My Missing Passport
by John Delach
My here-to-fore hidden problem, a problem I didn’t even know I have, explodes on the morning of my scheduled departure from Bermuda in 1998. I am preparing to leave the Southampton Princess for my ride to the airport when the realization hits me squarely between the eyes: I don’t have a clue where my passport is.
“Oh shit, oh damn, oh Christ Almighty; f***, f***, F*** me!” I was operating in full panic mode. “Damn, damn, damn, I know I had it when I cleared Immigration to enter the island and I haven’t used it since my arrival. Where the f*** can it be? Damn, damn, damn.”
Finally, I calm down enough to retrace my steps; nothing. With everything packed, I call the front desk from my room to explain my dilemma. Of course, I stupidly begin by asking the clerk on duty if someone had turned it in. They are courteous enough to send up a manager who accompanies the housekeeper who serviced my room.
It becomes obvious to me that this is a waste of time, so I say, “Thank you both for coming, but what ever happened to my passport was my doing.”
The manager asks, “What do you plan to do?”
“Go to the airport. I am a long-time frequent traveler and they should have a file on me. I believe I can convince US Customs to let me fly back to New York.”
I thank them for their troubles and apologize for any disruption I may be causing. In the cab, I go over my game-plan to put the US Customs Agent on my side. First off, I decide to aim for a woman. The odds are, she will be more empathetic and caring than a male agent.
Plan A works. The agent enters all my information into her computer and validates my clearance to leave the island and legally board my flight back to JFK. Since I clear US Customs and Immigration in Bermuda, I don’t have to repeat the process at JFK. I thank her for her assistance and her parting words are: “First thing when you arrive home, cancel your passport so it can’t be used for nefarious purposes.”
(I think to myself as I walk away, “Wow, nefarious is a big word and its meaning is even bigger!”)
The flight is uneventful, but my day isn’t over when I arrive at JFK. I had made a commitment to attend a black-tie dinner honoring my colleague at the New York Hilton that night. My tuxedo is hanging on the back of my office door, so, instead of going home, I grab a taxi to take me to my office.

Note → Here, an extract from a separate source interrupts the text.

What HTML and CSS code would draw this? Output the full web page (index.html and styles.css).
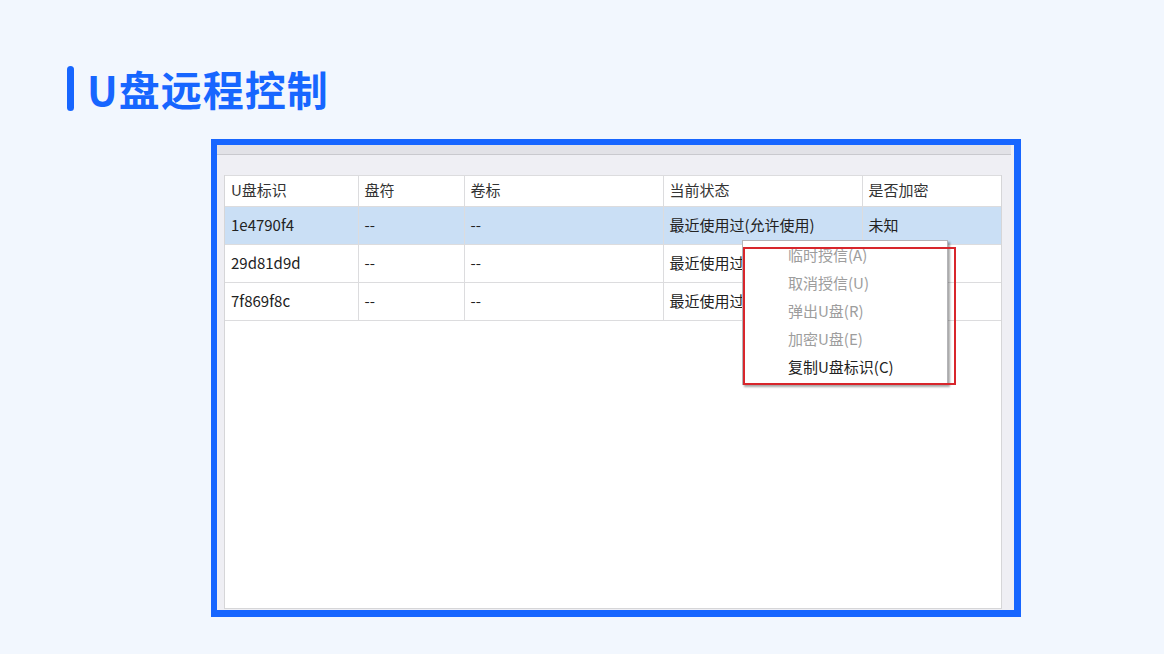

Once in the office, I hang my sports coat over the tux and close my office door. I call my son to tell him what had happened in Bermuda: “Michael,“ I begin, “You won’t believe what happened to me…” As I say these words into the phone, I find myself staring at my sports coat.
Suddenly, I realize what had happened… “Hang on a second, Michael.
I stand up, and exclaim, “Son of a bitch.”
I already know what I will find and where. Sure enough, there it is in the right inside pocket of my jacket, my passport, exactly where I put it on arrival in Bermuda after the immigration agent returned it to me after adding his official stamp of approval for me to enter his island nation.
I shake my head and tell my son what happened. Now that I was once again a relaxed and a happy man, I could enjoy a good time at dinner where I tell the story of my day’s adventures until exhaustion overtakes me and I retire to my hotel room where I sleep like a baby.
Great story, John. I can relate to it.